Alışveriş ederken sizi dükkan görevlisi sanıp bir şey soran insana hiç “Ben bilmiyorum” diye evelemeyin, utanmayın. Elinizde çantayla elbise bakıyorsunuz, görevli olabilir misiniz? Onun ayıbı. “Tabii buyrun” deyip o an önünüzde ne varsa ısrarla onu gösterin. Denesin diye ısrar edin. Öğrensin. İki dakika kafasını çalıştırsın bundan sonra.
“Eskisi gibi şarkılar yok artık” diye tutturan arkadaşınıza her gün bir Anılar-9 parçası yollayın. “Ah nerede o eski şarkılar” falan deyin siz de sürekli, Hotel California, Boat on the River, Yesterday falan, durmadan bunları yollayın. Kulaklıklarınızı verip zorla Joan Baez dinletin. Var mıymış daha güzel şarkılar şimdi, bir daha düşünsün. Boş boş konuşmasın.

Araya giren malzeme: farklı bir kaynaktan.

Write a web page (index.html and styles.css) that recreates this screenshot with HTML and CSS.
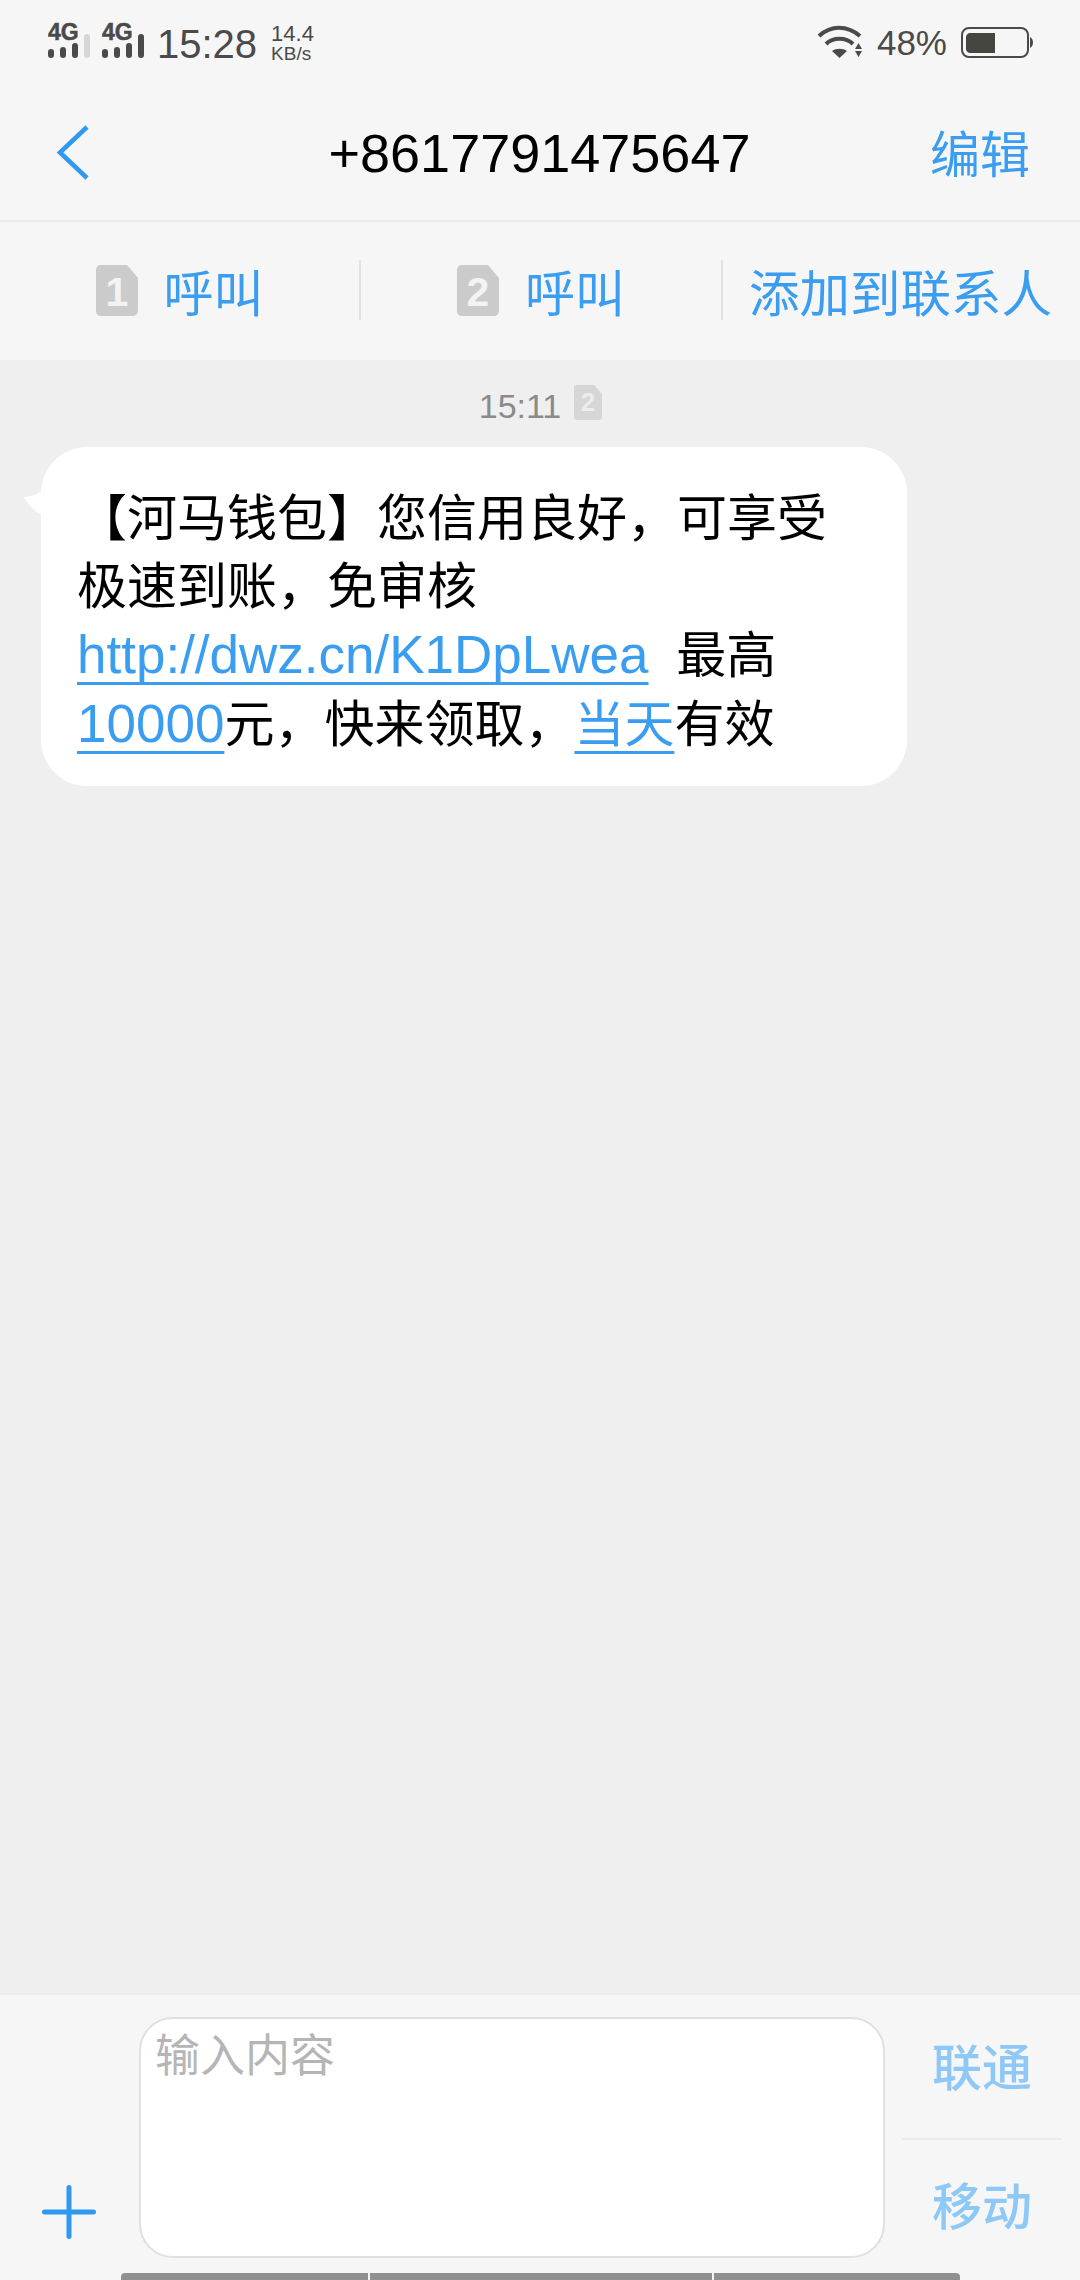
FILE: index.html
```html
<!DOCTYPE html>
<html lang="zh-CN">
<head>
  <meta charset="utf-8">
  <title>+8617791475647</title>
  <link rel="stylesheet" href="styles.css">
</head>
<body>
  <div class="status-bar">
    <div class="status-left">
      <svg class="signal" width="48" height="46" viewBox="0 0 48 46">
        <text class="signal-label" x="0" y="23">4G</text>
        <rect class="bar" x="0" y="32" width="6" height="9" rx="3"/>
        <rect class="bar" x="12" y="30" width="6" height="11" rx="3"/>
        <rect class="bar" x="24" y="26" width="6" height="15" rx="3"/>
        <rect class="bar bar-off" x="36" y="17" width="6" height="24" rx="3"/>
      </svg>
      <svg class="signal" width="48" height="46" viewBox="0 0 48 46">
        <text class="signal-label" x="0" y="23">4G</text>
        <rect class="bar" x="0" y="32" width="6" height="9" rx="3"/>
        <rect class="bar" x="12" y="30" width="6" height="11" rx="3"/>
        <rect class="bar" x="24" y="26" width="6" height="15" rx="3"/>
        <rect class="bar" x="36" y="17" width="6" height="24" rx="3"/>
      </svg>
      <span class="clock">15:28</span>
      <div class="speed">
        <span>14.4</span>
        <span class="speed-unit">KB/s</span>
      </div>
    </div>
    <div class="status-right">
      <svg class="wifi" width="46" height="34" viewBox="0 0 46 34">
        <path d="M2 11C14 0 30 0 43 11" fill="none" stroke="#4a4a4a" stroke-width="4"/>
        <path d="M9 19C16 12 29 12 36 19" fill="none" stroke="#4a4a4a" stroke-width="4"/>
        <path d="M15 26C19 23 26 23 30 26L22.500 33Z" fill="#4a4a4a"/>
        <path d="M41.500 18L45 24H38ZM38 26H45L41.500 32Z" fill="#4a4a4a"/>
      </svg>
      <span class="battery-text">48%</span>
      <svg class="battery" width="72" height="32" viewBox="0 0 72 32">
        <rect x="1" y="1" width="66" height="29" rx="7" fill="none" stroke="#4a4a4a" stroke-width="2"/>
        <path d="M9 6H34V26H9C7 26 5 24 5 22V10C5 8 7 6 9 6Z" fill="#45463f"/>
        <path d="M69 10C71 11 72 13 72 15.500C72 18 71 20 69 21Z" fill="#4a4a4a"/>
      </svg>
    </div>
  </div>

  <header class="nav">
    <svg class="back" width="35" height="57" viewBox="0 0 35 57">
      <path d="M32 3L5 28.500L32 54" fill="none" stroke="#2f98f1" stroke-width="4.500"/>
    </svg>
    <h1 class="title">+8617791475647</h1>
    <a class="edit">编辑</a>
  </header>

  <div class="actions">
    <div class="action">
      <svg class="sim" width="42" height="51" viewBox="0 0 42 51">
        <path d="M5 0H31L42 13V46C42 49 39 51 37 51H5C2 51 0 49 0 46V5C0 2 2 0 5 0Z" fill="#cbcbcb"/>
        <text class="sim-num" x="21" y="41">1</text>
      </svg>
      <span>呼叫</span>
    </div>
    <div class="action">
      <svg class="sim" width="42" height="51" viewBox="0 0 42 51">
        <path d="M5 0H31L42 13V46C42 49 39 51 37 51H5C2 51 0 49 0 46V5C0 2 2 0 5 0Z" fill="#cbcbcb"/>
        <text class="sim-num" x="21" y="41">2</text>
      </svg>
      <span>呼叫</span>
    </div>
    <div class="action action-wide">
      <span>添加到联系人</span>
    </div>
  </div>

  <main class="thread">
    <div class="stamp">
      <span>15:11</span>
      <svg width="28" height="35" viewBox="0 0 28 35">
        <path d="M3 0H20L28 9V32C28 34 27 35 25 35H3C1 35 0 34 0 32V3C0 1 1 0 3 0Z" fill="#d6d6d6"/>
        <text class="stamp-num" x="14" y="26">2</text>
      </svg>
    </div>
    <div class="bubble">
      <svg class="tail" width="20" height="26" viewBox="0 0 20 26">
        <path d="M0 8C7 8 14 5 20 0V26C12 24 5 17 0 8Z" fill="#fff"/>
      </svg>
      【河马钱包】您信用良好，可享受极速到账，免审核 <a class="link link-latin">http://dwz.cn/K1DpLwea</a>&nbsp;&nbsp;最高 <a class="link link-latin">10000</a>元，快来领取，<a class="link">当天</a>有效
    </div>
  </main>

  <footer class="composer">
    <div class="composer-row">
      <div class="plus-col">
        <svg width="56" height="56" viewBox="0 0 56 56">
          <path d="M28 3.500V52.500M3.500 28H52.500" fill="none" stroke="#2f98f1" stroke-width="5" stroke-linecap="round"/>
        </svg>
      </div>
      <div class="input">输入内容</div>
      <div class="send-col">
        <div class="send send-top">联通</div>
        <div class="send send-bottom">移动</div>
      </div>
    </div>
    <div class="home-bar">
      <span></span>
      <span></span>
      <span></span>
    </div>
  </footer>
</body>
</html>
```

FILE: styles.css
```css
* {
  box-sizing: border-box;
}
body {
  margin: 0;
  width: 1080px;
  height: 2280px;
  display: flex;
  flex-direction: column;
  background: #efefef;
  font-family: "Liberation Sans", "Noto Sans CJK SC", sans-serif;
  overflow: hidden;
}

/* status bar */
.status-bar {
  height: 85px;
  padding: 0 47px 0 48px;
  display: flex;
  justify-content: space-between;
  background: #f6f6f6;
  color: #4a4a4a;
}
.status-left {
  display: flex;
  padding-top: 17px;
}
.signal {
  margin-right: 6px;
}
.signal-label {
  font-size: 23px;
  font-weight: bold;
  fill: #4a4a4a;
  stroke: #4a4a4a;
  stroke-width: 0.5px;
}
.bar {
  fill: #4a4a4a;
}
.bar-off {
  fill: #d6d6d6;
}
.clock {
  margin: 7px 0 0 1px;
  font-size: 40px;
  line-height: 40px;
}
.speed {
  margin: 7px 0 0 14px;
  display: flex;
  flex-direction: column;
  font-size: 22px;
  line-height: 20px;
}
.speed-unit {
  font-size: 19px;
  line-height: 19px;
}
.status-right {
  display: flex;
  padding-top: 25px;
}
.battery-text {
  margin: 0 14px;
  font-size: 35px;
  line-height: 36px;
}
.battery {
  margin-top: 2px;
}

/* nav */
.nav {
  height: 137px;
  padding: 0 50px 0 49px;
  display: grid;
  grid-template-columns: 1fr auto 1fr;
  align-items: center;
  background: #f6f6f6;
  border-bottom: 2px solid #ececec;
}
.back {
  margin-left: 6px;
}
.title {
  margin: 0;
  font-size: 54px;
  font-weight: normal;
  color: #000;
}
.edit {
  justify-self: end;
  margin-bottom: 3px;
  font-size: 50px;
  color: #3a9df0;
}

/* call actions */
.actions {
  height: 138px;
  padding-bottom: 2px;
  display: grid;
  grid-template-columns: 359px 362px 359px;
  align-items: center;
  background: #f6f6f6;
  font-size: 50px;
  color: #3a9df0;
}
.action {
  height: 60px;
  display: flex;
  justify-content: center;
  align-items: center;
  gap: 26px;
  border-left: 2px solid #e2e2e2;
}
.action:first-child {
  border-left: 0;
}
.action-wide {
  padding-right: 2px;
  font-size: 50.500px;
}
.sim-num {
  font-size: 41px;
  font-weight: bold;
  text-anchor: middle;
  fill: #f3f3f3;
}

/* messages */
.thread {
  flex: 1;
  padding: 25px 0 0 41px;
}
.stamp {
  width: 998px;
  height: 62px;
  padding-left: 1px;
  display: flex;
  justify-content: center;
  gap: 13px;
  font-size: 34px;
  line-height: 42px;
  color: #8a8a8a;
}
.stamp-num {
  font-size: 26px;
  font-weight: bold;
  text-anchor: middle;
  fill: #ececec;
}
.bubble {
  position: relative;
  width: 866px;
  padding: 38px 46px 27px 36px;
  background: #fff;
  border-radius: 46px;
  font-size: 50px;
  line-height: 68px;
  color: #000;
}
.tail {
  position: absolute;
  left: -17px;
  top: 42px;
}
.link {
  color: #3a9df0;
  text-decoration: underline 3px;
  text-decoration-skip-ink: none;
  text-underline-offset: 9px;
}
.link-latin {
  font-size: 53px;
}

/* composer */
.composer {
  height: 287px;
  padding-top: 22px;
  background: #f6f6f6;
  border-top: 2px solid #ececec;
}
.composer-row {
  height: 241px;
  display: flex;
}
.plus-col {
  width: 139px;
  padding: 167px 0 0 41px;
}
.input {
  width: 746px;
  padding: 10px 14px;
  background: #fff;
  border: 2px solid #e0e0e0;
  border-radius: 34px;
  font-size: 45px;
  line-height: 56px;
  color: #b5b5b5;
}
.send-col {
  width: 160px;
  margin-left: 17px;
  display: flex;
  flex-direction: column;
}
.send {
  display: flex;
  align-items: center;
  justify-content: center;
  font-size: 50px;
  font-weight: 500;
  color: #8ec8f6;
}
.send-top {
  height: 121px;
  padding-bottom: 28px;
}
.send-bottom {
  height: 120px;
  padding-top: 7px;
  border-top: 2px solid #ececec;
}
.home-bar {
  margin: 15px 0 0 121px;
  width: 839px;
  height: 7px;
  display: flex;
  gap: 2px;
}
.home-bar span {
  flex: 1;
  background: #909090;
}
.home-bar span:first-child {
  flex: 0 0 247px;
  border-radius: 4px 0 0 0;
}
.home-bar span:last-child {
  flex: 0 0 246px;
  border-radius: 0 4px 0 0;
}
```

Önce bunları bir halledelim, sinirimiz yatışsın. Yoksa seçimlere kadar tırlatacağız, belli. Neyse ben evimin önünden hangi seçim minibüsü daha çok sesini açıp geçerse ona oy vermeye karar verdim, doğal olarak. Hepiniz gibi.
O seçim şarkısıyla o desibelle bütün gün gezen şoförlerin ruh hallerini irdelemek için İsviçre’den bilim adamları gelmiş diyorlar. Bilmiyorum, şimdi boş konuşmayayım. (Sen ağladın mı?)